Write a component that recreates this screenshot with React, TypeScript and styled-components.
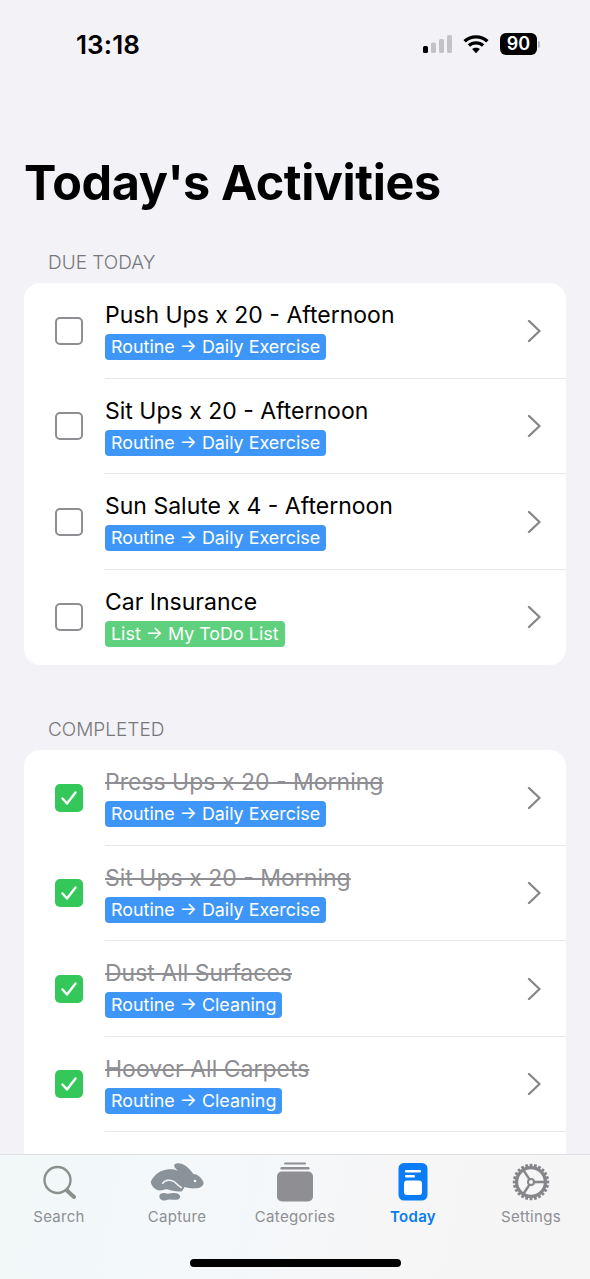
import React from 'react';
import styled, { createGlobalStyle } from 'styled-components';

const SF = `Inter, "Liberation Sans", sans-serif`;

const GlobalStyle = createGlobalStyle`
  html, body {
    margin: 0;
    padding: 0;
    height: 1279px;
    overflow: hidden;
    background: #f2f2f7;
    font-family: ${SF};
  }
`;

type Task = { title: string; kind: string; tone: 'blue' | 'green' };

const dueToday: Task[] = [
  { title: 'Push Ups x 20 - Afternoon', kind: 'Routine → Daily Exercise', tone: 'blue' },
  { title: 'Sit Ups x 20 - Afternoon', kind: 'Routine → Daily Exercise', tone: 'blue' },
  { title: 'Sun Salute x 4 - Afternoon', kind: 'Routine → Daily Exercise', tone: 'blue' },
  { title: 'Car Insurance', kind: 'List → My ToDo List', tone: 'green' },
];

const completed: Task[] = [
  { title: 'Press Ups x 20 - Morning', kind: 'Routine → Daily Exercise', tone: 'blue' },
  { title: 'Sit Ups x 20 - Morning', kind: 'Routine → Daily Exercise', tone: 'blue' },
  { title: 'Dust All Surfaces', kind: 'Routine → Cleaning', tone: 'blue' },
  { title: 'Hoover All Carpets', kind: 'Routine → Cleaning', tone: 'blue' },
];

const Screen = styled.div`
  width: 590px;
  height: 1279px;
  overflow: hidden;
  position: relative;
  background: #f2f2f7;
`;

const StatusBar = styled.div`
  height: 88px;
  display: flex;
  align-items: center;
  justify-content: space-between;
  padding: 0 50px 0 76px;
  box-sizing: border-box;
`;

const Clock = styled.span`
  font-size: 26px;
  font-weight: 600;
  color: #000;
  letter-spacing: 0.1px;
`;

const StatusIcons = styled.div`
  display: flex;
  align-items: center;
  gap: 11px;
`;

const Battery = styled.div`
  display: flex;
  align-items: center;
  gap: 1px;
`;

const BatteryBody = styled.span`
  width: 37px;
  height: 22px;
  border-radius: 6px;
  background: #000;
  color: #fff;
  font-size: 18px;
  font-weight: 600;
  line-height: 22px;
  text-align: center;
`;

const BatteryCap = styled.span`
  width: 2px;
  height: 7px;
  border-radius: 0 2px 2px 0;
  background: #b9b9bd;
`;

const Title = styled.h1`
  margin: 0;
  padding: 64px 0 0 24px;
  font-size: 48.5px;
  line-height: 62px;
  font-weight: 700;
  color: #000;
  letter-spacing: -0.4px;
`;

const SectionLabel = styled.div<{ $top: number }>`
  margin-top: ${(p) => p.$top}px;
  padding-left: 48px;
  height: 24px;
  line-height: 24px;
  font-size: 19px;
  font-weight: 300;
  color: #77777c;
  margin-bottom: 8px;
`;

const Card = styled.div<{ $open?: boolean }>`
  margin: 0 24px;
  background: #fff;
  border-radius: 16px;
  overflow: hidden;
  padding-bottom: ${(p) => (p.$open ? '120px' : '0')};
`;

const Row = styled.div`
  height: 95.5px;
  display: flex;
  align-items: center;
`;

const CheckCell = styled.div`
  width: 81px;
  padding-left: 31px;
  box-sizing: border-box;
  flex: none;
  display: flex;
`;

const EmptyBox = styled.div`
  width: 24px;
  height: 24px;
  border: 2px solid #8e8e93;
  border-radius: 5px;
`;

const DoneBox = styled.div`
  width: 28px;
  height: 28px;
  border-radius: 5px;
  background: #34c759;
  display: flex;
  align-items: center;
  justify-content: center;
`;

const RowBody = styled.div<{ $last: boolean }>`
  flex: 1;
  align-self: stretch;
  display: flex;
  align-items: center;
  min-width: 0;
  box-shadow: ${(p) => (p.$last ? 'none' : 'inset 0 -1px 0 #e6e6e9')};
`;

const TextStack = styled.div`
  flex: 1;
  display: flex;
  flex-direction: column;
  align-items: flex-start;
  gap: 4px;
`;

const TaskTitle = styled.div<{ $done: boolean }>`
  font-size: 23px;
  line-height: 29px;
  color: ${(p) => (p.$done ? '#8e8e93' : '#000')};
  text-decoration: ${(p) => (p.$done ? 'line-through' : 'none')};
  text-decoration-thickness: 2px;
`;

const Tag = styled.div<{ $tone: 'blue' | 'green' }>`
  height: 26px;
  line-height: 26px;
  padding: 0 6px;
  border-radius: 4px;
  font-size: 17.9px;
  color: #fff;
  background: ${(p) => (p.$tone === 'blue' ? '#3e97f8' : '#5fd17e')};
`;

const Disclosure = styled.div`
  width: 41px;
  padding-left: 2px;
  box-sizing: border-box;
  flex: none;
  display: flex;
`;

const TabBar = styled.nav`
  position: absolute;
  left: 0;
  right: 0;
  bottom: 0;
  height: 125px;
  box-sizing: border-box;
  border-top: 1px solid #dedee0;
  background: linear-gradient(100deg, #f2f7f8 0%, #f4f8fb 35%, #f6f6f7 65%, #f5f5f6 100%);
  display: flex;
  padding: 7px 0 0 0;
`;

const TabItem = styled.div`
  width: 118px;
  display: flex;
  flex-direction: column;
  align-items: center;
`;

const TabGlyph = styled.div`
  height: 40px;
  display: flex;
  align-items: center;
  justify-content: center;
`;

const TabLabel = styled.span<{ $active?: boolean }>`
  margin-top: 5px;
  font-size: 15px;
  line-height: 20px;
  letter-spacing: 0.3px;
  color: ${(p) => (p.$active ? '#0a7cf0' : '#8e8e93')};
  font-weight: ${(p) => (p.$active ? 600 : 400)};
`;

const HomeIndicator = styled.div`
  position: absolute;
  left: 190px;
  bottom: 12px;
  width: 211px;
  height: 8px;
  border-radius: 4px;
  background: #000;
`;

const Signal = () => (
  <svg width="29" height="20" viewBox="0 0 29 20">
    <rect x="0" y="12" width="5" height="7" rx="1.5" fill="#000" />
    <rect x="8" y="8.5" width="5" height="10.5" rx="1.5" fill="#c3c3c7" />
    <rect x="16" y="5" width="5" height="14" rx="1.5" fill="#c3c3c7" />
    <rect x="24" y="1" width="5" height="18" rx="1.5" fill="#c3c3c7" />
  </svg>
);

const Wifi = () => (
  <svg width="26" height="20" viewBox="0 0 26 20" fill="none" stroke="#000" strokeWidth="3.4">
    <path d="M1.6 7.2C7.9 1.4 18.1 1.4 24.4 7.2" />
    <path d="M5.9 11.6C9.9 8 16.1 8 20.1 11.6" />
    <path d="M13 19.2l-3.9-4.1c2.2-1.8 5.6-1.8 7.8 0z" fill="#000" stroke="none" />
  </svg>
);

const Check = () => (
  <svg width="18" height="16" viewBox="0 0 18 16" fill="none" stroke="#fff" strokeWidth="2.4" strokeLinecap="round" strokeLinejoin="round">
    <path d="M2.5 8.5l4.5 5L15.5 2.5" />
  </svg>
);

const Chevron = () => (
  <svg width="14" height="24" viewBox="0 0 14 24" fill="none" stroke="#85858a" strokeWidth="2.3" strokeLinecap="round" strokeLinejoin="round">
    <path d="M2 2l10.5 10L2 22" />
  </svg>
);

const SearchIcon = () => (
  <svg width="33" height="34" viewBox="0 0 33 34" fill="none" stroke="#8b908d" strokeLinecap="round">
    <circle cx="14.5" cy="15" r="13" strokeWidth="2.4" />
    <path d="M24 25.5l7 6.5" strokeWidth="4" />
  </svg>
);

const RabbitIcon = () => (
  <svg width="54" height="40" viewBox="28 20 162 120">
    <path
      fill="#8a929a"
      d="M30 80C40 58 60 44 84 42C94 41 102 42 112 46C104 40 98 34 102 27C110 21 122 23 132 30C144 38 152 47 158 56C172 57 184 68 189 82C188 94 176 99 164 99C152 100 142 98 132 95L124 108C108 110 92 106 78 102C66 104 56 108 48 103C38 98 32 90 30 80Z"
    />
    <path fill="none" stroke="#f3f8fb" strokeWidth="4.5" strokeLinecap="round" d="M66 84C74 72 92 72 102 80C110 88 114 92 122 97" />
    <circle cx="163" cy="77" r="4" fill="#f3f8fb" />
    <path
      fill="#8a929a"
      d="M56 123C56 113 70 111 80 115C92 115 100 111 112 115C122 119 120 132 108 133C94 134 84 130 76 135C66 138 56 132 56 123Z"
    />
  </svg>
);

const CategoriesIcon = () => (
  <svg width="38" height="40" viewBox="0 0 38 40" fill="#8e8e93">
    <rect x="8" y="0.5" width="22" height="2" rx="1" />
    <rect x="4.5" y="5" width="29" height="2.4" rx="1.2" />
    <rect x="1" y="9.5" width="36" height="30" rx="5" />
  </svg>
);

const TodayIcon = () => (
  <svg width="30" height="38" viewBox="0 0 30 38">
    <rect x="0.5" y="0" width="29" height="37.5" rx="5.5" fill="#0a7cf7" />
    <rect x="7" y="7" width="16" height="2.4" rx="1" fill="#fff" />
    <rect x="7" y="12" width="10" height="2.4" rx="1" fill="#fff" />
    <rect x="6" y="17.5" width="18" height="14.5" rx="3" fill="#fff" />
  </svg>
);

const gearTeeth = Array.from({ length: 24 }, (_, i) => (i * 360) / 24);

const GearIcon = () => (
  <svg width="38" height="38" viewBox="0 0 38 38" fill="none" stroke="#85858a">
    {gearTeeth.map((deg) => (
      <rect key={deg} x="17.6" y="0.8" width="2.8" height="4.2" fill="#85858a" stroke="none" transform={`rotate(${deg} 19 19)`} />
    ))}
    <circle cx="19" cy="19" r="14.4" strokeWidth="3.2" />
    <circle cx="19" cy="19" r="3" strokeWidth="2" />
    <path d="M22 19h11M17.5 16.4L11 6.5M17.5 21.6L11 31.5" strokeWidth="2.4" />
  </svg>
);

const TaskRow = ({ task, done, last }: { task: Task; done: boolean; last: boolean }) => (
  <Row>
    <CheckCell>
      {done ? (
        <DoneBox>
          <Check />
        </DoneBox>
      ) : (
        <EmptyBox />
      )}
    </CheckCell>
    <RowBody $last={last}>
      <TextStack>
        <TaskTitle $done={done}>{task.title}</TaskTitle>
        <Tag $tone={task.tone}>{task.kind}</Tag>
      </TextStack>
      <Disclosure>
        <Chevron />
      </Disclosure>
    </RowBody>
  </Row>
);

const tabs = [
  { label: 'Search', icon: <SearchIcon /> },
  { label: 'Capture', icon: <RabbitIcon /> },
  { label: 'Categories', icon: <CategoriesIcon /> },
  { label: 'Today', icon: <TodayIcon />, active: true },
  { label: 'Settings', icon: <GearIcon /> },
];

export default function App() {
  return (
    <Screen>
      <GlobalStyle />
      <StatusBar>
        <Clock>13:18</Clock>
        <StatusIcons>
          <Signal />
          <Wifi />
          <Battery>
            <BatteryBody>90</BatteryBody>
            <BatteryCap />
          </Battery>
        </StatusIcons>
      </StatusBar>
      <Title>Today's Activities</Title>
      <SectionLabel $top={37}>DUE TODAY</SectionLabel>
      <Card>
        {dueToday.map((t, i) => (
          <TaskRow key={t.title} task={t} done={false} last={i === dueToday.length - 1} />
        ))}
      </Card>
      <SectionLabel $top={53}>COMPLETED</SectionLabel>
      <Card $open>
        {completed.map((t) => (
          <TaskRow key={t.title} task={t} done last={false} />
        ))}
      </Card>
      <TabBar>
        {tabs.map((t) => (
          <TabItem key={t.label}>
            <TabGlyph>{t.icon}</TabGlyph>
            <TabLabel $active={t.active}>{t.label}</TabLabel>
          </TabItem>
        ))}
      </TabBar>
      <HomeIndicator />
    </Screen>
  );
}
------------------------
Written instruction – Starting at the first line of the material, output exactly the lines up to and including the one with "string; kind: string;". Do not include the pictures.

Final result –
Write a component that recreates this screenshot with React, TypeScript and styled-components.
import React from 'react';
import styled, { createGlobalStyle } from 'styled-components';

const SF = `Inter, "Liberation Sans", sans-serif`;

const GlobalStyle = createGlobalStyle`
  html, body {
    margin: 0;
    padding: 0;
    height: 1279px;
    overflow: hidden;
    background: #f2f2f7;
    font-family: ${SF};
  }
`;

type Task = { title: string; kind: string; tone: 'blue' | 'green' };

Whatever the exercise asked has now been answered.